竹小舞下地と土壁塗り、土佐漆喰の外壁、磨き壁の内壁に、洗出しの玄関など、手の込んだ昔ながらの仕事をふんだんに盛り込んだ伝統工法の家です。地形を活かし、庭との関係も考えた間取りで、四季を感じながら心地よく暮らせるよう配慮しました。

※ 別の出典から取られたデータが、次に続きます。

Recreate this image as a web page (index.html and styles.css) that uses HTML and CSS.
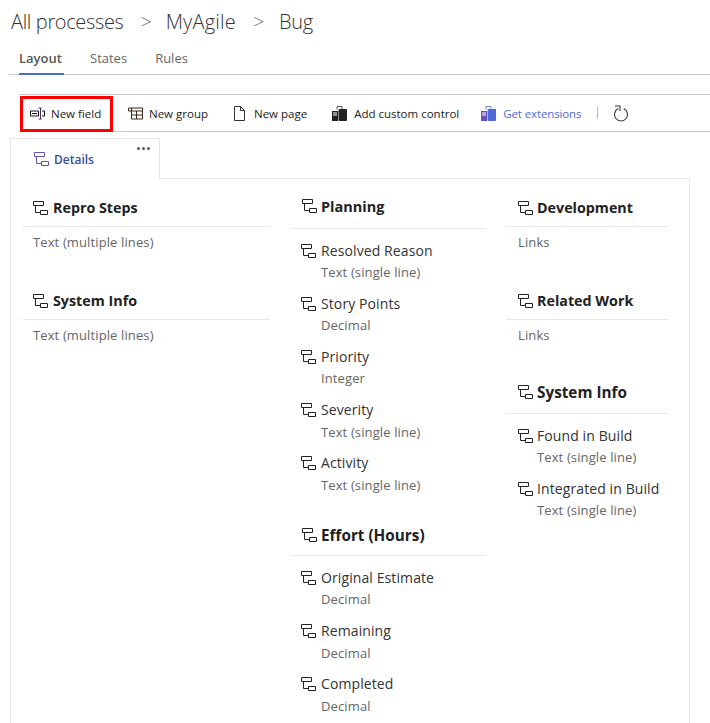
FILE: index.html
```html
<!DOCTYPE html>
<html lang="en">
<head>
<meta charset="utf-8">
<title>Bug layout</title>
<link rel="stylesheet" href="styles.css">
</head>
<body>
<svg class="defs" width="0" height="0" aria-hidden="true">
  <symbol id="tree" viewBox="0 0 15 14">
    <path d="M.5.5h10v4H.5zM7.500 9.500h7v4h-7zM2.500 4.500v7h5" fill="none" stroke="currentColor"/>
  </symbol>
</svg>
<header class="crumbs">
  <span>All processes</span><span class="sep sep-a">&gt;</span><span class="crumb-mid">MyAgile</span><span class="sep sep-b">&gt;</span><span>Bug</span>
</header>
<nav class="tabs">
  <a class="tab active">Layout</a><a class="tab">States</a><a class="tab tab-rules">Rules</a>
</nav>
<div class="toolbar">
  <button class="tool tool-field">
    <svg class="ti" viewBox="0 0 15 14"><path d="M.5 4.500h8v5h-8zM2 7h5" fill="none" stroke="#111"/><path d="M8.500 1.500h3M8.500 12.500h3M10.500 1.500v11" fill="none" stroke="#4a2a6a"/><path d="M12 4.500h2.500v5H12" fill="none" stroke="#111"/></svg>
    <span>New field</span>
  </button>
  <button class="tool tool-group">
    <svg class="ti" viewBox="0 0 15 14"><path d="M.5 1.500h14v11h-11v-11M.5 1.500v3h14M3.500 8.500h11M8.500 4.500v8" fill="none" stroke="#3a2a18"/></svg>
    <span>New group</span>
  </button>
  <button class="tool tool-page">
    <svg class="ti" viewBox="0 0 15 15"><path d="M2.500.5h6l4 4v10h-10zM8.500.5v4h4" fill="none" stroke="#333"/></svg>
    <span>New page</span>
  </button>
  <button class="tool tool-custom">
    <svg class="ti" viewBox="0 0 15 15"><path d="M5 3.500V.5h5v3" fill="none" stroke="#555"/><rect x="6.500" y="3" width="8.500" height="12" rx="1" fill="#222"/><rect x="0" y="5" width="6" height="10" fill="#222"/><path d="M1 7h4M1 9h4" stroke="#fff"/></svg>
    <span>Add custom control</span>
  </button>
  <button class="tool tool-ext">
    <svg class="ti" viewBox="0 0 15 15"><path d="M5 3.500V.5h5v3" fill="none" stroke="#7a86c8"/><rect x="6.500" y="3" width="8.500" height="12" rx="1" fill="#4f6bd8"/><rect x="0" y="5" width="6" height="10" fill="#6a4fc0"/><path d="M1 7h4M1 9h4" stroke="#fff"/></svg>
    <span>Get extensions</span>
  </button>
  <i class="vsep"></i>
  <button class="tool tool-refresh" aria-label="Refresh">
    <svg class="ti-r" viewBox="0 0 16 17"><path d="M5.200 3.600A6.500 6.500 0 1 0 10.800 3.600" fill="none" stroke="#333" stroke-width="1.100"/><path d="M2 1h5v5" fill="none" stroke="#333" stroke-width="1.100"/></svg>
  </button>
</div>
<div class="page-tabs">
  <div class="page-tab">
    <svg class="tree tree-purple"><use href="#tree"/></svg>
    <span>Details</span>
    <b class="dots"><i></i><i></i><i></i></b>
  </div>
</div>
<main class="panel">
  <section class="col col-1">
    <div class="group">
      <h2 class="head first"><svg class="tree"><use href="#tree"/></svg>Repro Steps</h2>
      <p class="plain">Text (multiple lines)</p>
    </div>
    <div class="group">
      <h2 class="head next"><svg class="tree"><use href="#tree"/></svg>System Info</h2>
      <p class="plain">Text (multiple lines)</p>
    </div>
  </section>
  <section class="col col-2">
    <div class="group">
      <h2 class="head first-tall"><svg class="tree"><use href="#tree"/></svg>Planning</h2>
      <div class="field"><h3><svg class="tree"><use href="#tree"/></svg>Resolved Reason</h3><p>Text (single line)</p></div>
      <div class="field"><h3><svg class="tree"><use href="#tree"/></svg>Story Points</h3><p>Decimal</p></div>
      <div class="field"><h3><svg class="tree"><use href="#tree"/></svg>Priority</h3><p>Integer</p></div>
      <div class="field"><h3><svg class="tree"><use href="#tree"/></svg>Severity</h3><p class="low">Text (single line)</p></div>
      <div class="field"><h3><svg class="tree"><use href="#tree"/></svg>Activity</h3><p class="low">Text (single line)</p></div>
    </div>
    <div class="group">
      <h2 class="head after-fields"><svg class="tree"><use href="#tree"/></svg>Effort (Hours)</h2>
      <div class="field"><h3><svg class="tree"><use href="#tree"/></svg>Original Estimate</h3><p>Decimal</p></div>
      <div class="field"><h3><svg class="tree"><use href="#tree"/></svg>Remaining</h3><p class="low">Decimal</p></div>
      <div class="field"><h3><svg class="tree"><use href="#tree"/></svg>Completed</h3><p class="low">Decimal</p></div>
    </div>
  </section>
  <section class="col col-3">
    <div class="group">
      <h2 class="head first"><svg class="tree"><use href="#tree"/></svg>Development</h2>
      <p class="plain">Links</p>
    </div>
    <div class="group">
      <h2 class="head next"><svg class="tree"><use href="#tree"/></svg>Related Work</h2>
      <p class="plain">Links</p>
    </div>
    <div class="group">
      <h2 class="head last"><svg class="tree"><use href="#tree"/></svg>System Info</h2>
      <div class="field"><h3><svg class="tree"><use href="#tree"/></svg>Found in Build</h3><p>Text (single line)</p></div>
      <div class="field"><h3><svg class="tree"><use href="#tree"/></svg>Integrated in Build</h3><p>Text (single line)</p></div>
    </div>
  </section>
</main>
</body>
</html>
```

FILE: styles.css
```css
* { box-sizing: border-box; }
html, body { height: 723px; overflow: hidden; }
body {
  margin: 0;
  background: #fff;
  color: #222;
  font-family: "Open Sans", "Liberation Sans", sans-serif;
}
.defs { position: absolute; }

.crumbs {
  height: 44px;
  padding: 7px 0 0 11px;
  display: flex;
  font-size: 20px;
  line-height: 30px;
  font-weight: 300;
  color: #333;
  letter-spacing: -0.35px;
}
.sep { color: #666; }
.sep-a { margin: 0 14px 0 17px; }
.sep-b { margin: 0 15px 0 17px; }
.crumb-mid { letter-spacing: 0.2px; }

.tabs {
  height: 31px;
  margin-left: 9px;
  padding-left: 10px;
  display: flex;
  gap: 26px;
  border-bottom: 1px solid #c8c8c8;
}
.tab {
  height: 31px;
  padding-top: 4px;
  font-size: 13px;
  line-height: 20px;
  color: #666;
}
.tab-rules { margin-left: 2px; }
.tab.active {
  font-weight: 600;
  color: #555;
  border-bottom: 2px solid #4a6fc8;
  width: 45px;
  white-space: nowrap;
}

.toolbar {
  margin: 19px 0 0 19px;
  height: 38px;
  display: flex;
  align-items: center;
  border-top: 1px solid #c8c8c8;
  border-bottom: 1px solid #c8c8c8;
}
.tool {
  display: flex;
  align-items: center;
  border: 0;
  background: none;
  padding: 0;
  font: inherit;
  font-size: 11.500px;
  color: #222;
  white-space: nowrap;
}
.ti { width: 15px; height: 15px; margin-right: 6px; flex: none; }
.tool-field {
  margin: 1px 0 0 1px;
  width: 93px;
  height: 36px;
  padding-left: 7px;
  border: 3px solid #f00;
}
.tool-group { margin-left: 15px; }
.tool-page { margin-left: 24px; }
.tool-custom { margin-left: 25px; }
.tool-ext { margin-left: 22px; color: #4f6bd8; letter-spacing: -0.12px; }
.tool-page .ti, .tool-custom .ti, .tool-ext .ti { margin-right: 7px; }
.vsep { width: 1px; height: 12px; margin-left: 16px; background: #bbb; }
.tool-refresh { margin-left: 15px; }
.ti-r { width: 16px; height: 17px; display: block; }

.page-tabs { margin: 6px 0 0 10px; height: 41px; }
.page-tab {
  position: relative;
  width: 150px;
  height: 41px;
  padding-left: 23px;
  display: flex;
  align-items: center;
  font-size: 12px;
  font-weight: 600;
  color: #33509c;
  background: #fff;
  border: 1px solid #e6e6e6;
  border-bottom: 0;
}
.page-tab span { padding-top: 1px; }
.dots {
  position: absolute;
  top: 8px;
  right: 9px;
  display: flex;
  gap: 2px;
}
.dots i { width: 3px; height: 3px; border-radius: 50%; background: #4a5a80; }

.tree {
  width: 15px;
  height: 14px;
  margin-right: 5px;
  flex: none;
  color: #222;
}
.tree-purple { color: #6a4fa8; }

.panel {
  margin: -1px 0 0 10px;
  width: 680px;
  height: 560px;
  padding: 0 0 0 12px;
  display: flex;
  border: 1px solid #e6e6e6;
  border-bottom: 0;
}
.col { flex: none; }
.col-1 { width: 247px; }
.col-2 { width: 194px; margin-left: 22px; }
.col-3 { width: 162px; margin-left: 20px; }

.head {
  margin: 0;
  padding-left: 10px;
  display: flex;
  align-items: flex-start;
  font-size: 14.300px;
  line-height: 24px;
  font-weight: 700;
  color: #222;
  border-bottom: 1px solid #e6e6e6;
}
.head .tree { margin-top: 5px; }
.first { height: 48px; padding-top: 17px; }
.first-tall { height: 50px; padding-top: 16px; font-size: 14.500px; }
.first-tall .tree { margin-top: 4px; }
.next { height: 31px; margin-top: 36px; }
.after-fields { height: 33px; margin-top: 29px; font-size: 15.300px; }
.last { height: 34px; margin-top: 34px; font-size: 15.300px; }
.col-2 .head .tree { margin-right: 4px; }
.col-3 .head { padding-left: 12px; }
.col-3 .head .tree { margin-right: 4px; }

.plain {
  margin: 0;
  height: 26px;
  padding: 5px 0 0 10px;
  font-size: 13px;
  line-height: 20px;
  letter-spacing: 0.12px;
  color: #666;
}
.col-3 .plain { padding-left: 12px; }

.field { height: 53px; padding: 11px 0 0 9px; }
.col-3 .field { padding-left: 12px; }
.col-3 .field .tree { margin-right: 4px; }
.col-3 .field p { padding-left: 19px; }
h3 {
  margin: 0;
  display: flex;
  align-items: center;
  height: 21px;
  font-size: 14px;
  font-weight: 400;
  color: #333;
  letter-spacing: 0.1px;
}
h3 .tree { margin-top: 1px; }
.field p {
  margin: 0;
  padding: 1px 0 0 20px;
  font-size: 13px;
  line-height: 21px;
  letter-spacing: 0.12px;
  color: #666;
}
.field .low { padding-top: 2px; }
```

工事過程では、職人の間で継承されてきた伝統の技に触れてもらうこと、実際に手を動かしてモノづくりの心を学んでもらうことを目的に、一般の方を対象にしたワークショップや見学会などを開催。ワークショップでは職人と一般参加者が肩を並べて作業をし、身近で技を見たり、実際に手ほどきを受けたりしながら、竹小舞編み、土壁塗りなどを楽しんでいました。ワークショップの方も含めて、様々な人の手が加わって完成。丁寧な家づくりを通して、培われてきた伝統と人の心を次に伝える、「磨き壁のある家」です。

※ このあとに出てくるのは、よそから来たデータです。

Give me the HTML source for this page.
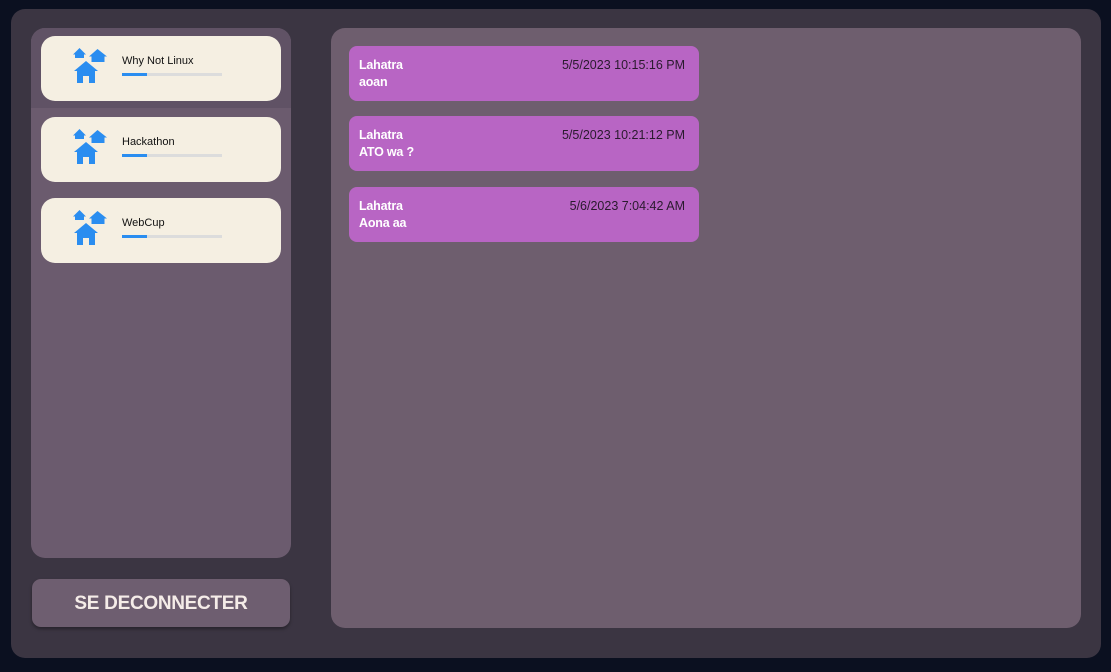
<!DOCTYPE html>
<html><head><meta charset="utf-8"><style>
*{margin:0;padding:0;box-sizing:border-box}
body{width:1111px;height:672px;background:#0b1020;position:relative;overflow:hidden;font-family:"Liberation Sans",sans-serif}
.dlg{position:absolute;left:11px;top:9px;width:1090px;height:649px;background:#3b3542;border-radius:14px}
.lp{position:absolute;left:31px;top:28px;width:260px;height:530px;background:#6b5b6e;border-radius:14px;overflow:hidden}
.sel{position:absolute;left:0;top:0;width:260px;height:80px;background:#605265}
.card{position:absolute;left:41px;width:240px;height:65px;background:#f5efe2;border-radius:14px}
.card .t{position:absolute;left:81px;top:19px;font-size:11px;color:#111}
.card .bar{position:absolute;left:81px;top:37px;width:100px;height:3px;background:#dcdcdc}
.card .bar i{display:block;width:25px;height:3px;background:#2a8df0}
.card svg{position:absolute;left:32px;top:12px}
.btn{position:absolute;left:32px;top:579px;width:258px;height:48px;background:#6e5e70;border-radius:9px;box-shadow:0 2px 3px rgba(0,0,0,.35);color:#f5ece8;font-weight:bold;font-size:19px;text-align:center;line-height:50px;letter-spacing:-0.3px}
.rp{position:absolute;left:331px;top:28px;width:750px;height:600px;background:#6e5e6e;border-radius:14px}
.msg{position:absolute;left:349px;width:350px;height:55px;background:#b865c4;border-radius:8px}
.msg .n{position:absolute;left:10px;top:12px;font-size:12.5px;font-weight:bold;color:#fff;letter-spacing:-0.2px}
.msg .d{position:absolute;right:14px;top:12px;font-size:12.5px;color:#2a1a2e}
.msg .b{position:absolute;left:10px;top:29px;font-size:12.5px;font-weight:bold;color:#fff;letter-spacing:-0.2px}
</style></head><body>
<div class="dlg"></div>
<div class="lp"><div class="sel"></div></div>
<div class="card" style="top:36px"><svg width="36" height="36" viewBox="0 0 36 36" fill="#2a8df0"><path d="M0 6.5 L6.5 0 L13 6.5 L11 6.5 L11 10 L2 10 L2 6.5Z"/><path d="M16 8.5 L24.5 1 L34 8.5 L31.5 8.5 L31.5 14 L18.5 14 L18.5 8.5Z"/><path d="M1 23 L13 13 L25 23 L22 23 L22 35 L16 35 L16 28 L10 28 L10 35 L4 35 L4 23Z"/></svg><div class="t">Why Not Linux</div><div class="bar"><i></i></div></div>
<div class="card" style="top:117px"><svg width="36" height="36" viewBox="0 0 36 36" fill="#2a8df0"><path d="M0 6.5 L6.5 0 L13 6.5 L11 6.5 L11 10 L2 10 L2 6.5Z"/><path d="M16 8.5 L24.5 1 L34 8.5 L31.5 8.5 L31.5 14 L18.5 14 L18.5 8.5Z"/><path d="M1 23 L13 13 L25 23 L22 23 L22 35 L16 35 L16 28 L10 28 L10 35 L4 35 L4 23Z"/></svg><div class="t">Hackathon</div><div class="bar"><i></i></div></div>
<div class="card" style="top:198px"><svg width="36" height="36" viewBox="0 0 36 36" fill="#2a8df0"><path d="M0 6.5 L6.5 0 L13 6.5 L11 6.5 L11 10 L2 10 L2 6.5Z"/><path d="M16 8.5 L24.5 1 L34 8.5 L31.5 8.5 L31.5 14 L18.5 14 L18.5 8.5Z"/><path d="M1 23 L13 13 L25 23 L22 23 L22 35 L16 35 L16 28 L10 28 L10 35 L4 35 L4 23Z"/></svg><div class="t">WebCup</div><div class="bar"><i></i></div></div>
<div class="btn">SE DECONNECTER</div>
<div class="rp"></div>
<div class="msg" style="top:46px"><div class="n">Lahatra</div><div class="d">5/5/2023 10:15:16 PM</div><div class="b">aoan</div></div>
<div class="msg" style="top:116px"><div class="n">Lahatra</div><div class="d">5/5/2023 10:21:12 PM</div><div class="b">ATO wa ?</div></div>
<div class="msg" style="top:187px"><div class="n">Lahatra</div><div class="d">5/6/2023 7:04:42 AM</div><div class="b">Aona aa</div></div>
</body></html>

外壁は二階部分が土佐漆喰、一階部分は自然塗料で色づけした杉板の仕上げ。庭の緑が育つにつれて、環境に溶けこんでいく優しい質感です。
エントランスには大きな屋根をかけて、空間に余裕を持たせました。雨の日、この場所から見る路地の景色は、みずみずしく豊かです。

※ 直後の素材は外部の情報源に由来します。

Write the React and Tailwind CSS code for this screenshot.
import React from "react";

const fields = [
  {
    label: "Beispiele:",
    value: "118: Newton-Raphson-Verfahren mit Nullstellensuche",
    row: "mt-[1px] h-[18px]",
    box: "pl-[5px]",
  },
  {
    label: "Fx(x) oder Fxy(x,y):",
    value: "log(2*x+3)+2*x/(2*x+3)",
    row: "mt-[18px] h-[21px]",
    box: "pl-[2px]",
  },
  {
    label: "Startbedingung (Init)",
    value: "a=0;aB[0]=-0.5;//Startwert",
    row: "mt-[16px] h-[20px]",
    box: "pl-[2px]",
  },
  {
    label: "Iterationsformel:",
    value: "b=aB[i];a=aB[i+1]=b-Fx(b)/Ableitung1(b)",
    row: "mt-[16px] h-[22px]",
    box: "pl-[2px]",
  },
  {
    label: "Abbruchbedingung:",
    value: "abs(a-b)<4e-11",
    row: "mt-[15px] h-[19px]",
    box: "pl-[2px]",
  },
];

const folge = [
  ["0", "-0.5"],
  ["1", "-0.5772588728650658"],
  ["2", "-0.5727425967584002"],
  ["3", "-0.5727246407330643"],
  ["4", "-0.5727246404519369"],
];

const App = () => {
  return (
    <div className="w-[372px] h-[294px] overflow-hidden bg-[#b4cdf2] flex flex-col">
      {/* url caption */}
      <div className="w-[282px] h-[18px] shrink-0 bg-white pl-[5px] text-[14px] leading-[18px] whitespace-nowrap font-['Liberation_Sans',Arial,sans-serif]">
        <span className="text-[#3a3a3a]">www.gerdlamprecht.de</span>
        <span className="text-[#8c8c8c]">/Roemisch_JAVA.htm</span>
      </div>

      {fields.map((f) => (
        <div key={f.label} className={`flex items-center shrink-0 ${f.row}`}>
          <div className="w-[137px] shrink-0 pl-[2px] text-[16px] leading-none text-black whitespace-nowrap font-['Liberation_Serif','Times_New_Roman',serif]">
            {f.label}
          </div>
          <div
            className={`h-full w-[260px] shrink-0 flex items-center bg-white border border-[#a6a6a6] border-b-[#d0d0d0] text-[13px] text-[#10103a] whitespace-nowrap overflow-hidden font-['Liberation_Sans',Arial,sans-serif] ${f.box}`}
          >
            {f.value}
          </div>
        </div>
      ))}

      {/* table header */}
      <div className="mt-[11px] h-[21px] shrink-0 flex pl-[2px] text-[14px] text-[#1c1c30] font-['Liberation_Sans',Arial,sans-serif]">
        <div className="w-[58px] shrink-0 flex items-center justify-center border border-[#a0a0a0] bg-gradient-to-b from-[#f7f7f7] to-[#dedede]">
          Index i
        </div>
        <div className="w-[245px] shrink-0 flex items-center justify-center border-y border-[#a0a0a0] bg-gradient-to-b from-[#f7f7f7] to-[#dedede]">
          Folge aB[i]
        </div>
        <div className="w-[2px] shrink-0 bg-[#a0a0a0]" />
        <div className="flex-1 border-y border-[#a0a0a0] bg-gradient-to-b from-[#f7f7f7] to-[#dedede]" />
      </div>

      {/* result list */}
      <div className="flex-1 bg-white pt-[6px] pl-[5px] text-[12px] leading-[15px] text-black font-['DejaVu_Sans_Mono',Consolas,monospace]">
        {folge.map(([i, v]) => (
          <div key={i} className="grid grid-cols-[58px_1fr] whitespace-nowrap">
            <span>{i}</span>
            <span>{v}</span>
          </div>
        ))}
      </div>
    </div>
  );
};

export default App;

和室。リビングとの境にある障子を開け閉めすることで、シーンに合わせた使い分けが可能です。壁は黄みがかった“淡路土”を使用した左官仕事。
家の中心には楡(ニレ)の大黒柱。月日がたつほど、味わい深い色になります。
赤松の梁に、腕のある左官職人でないと美しく仕上げるのが難しい特殊な土壁「大津磨き壁」が見事な、二階の一室。自然素材の持つ力強さと、職人の技が堪能できます。
青森ヒバの芳香が心地よいお風呂場。一日の疲れは、ここでリセットします。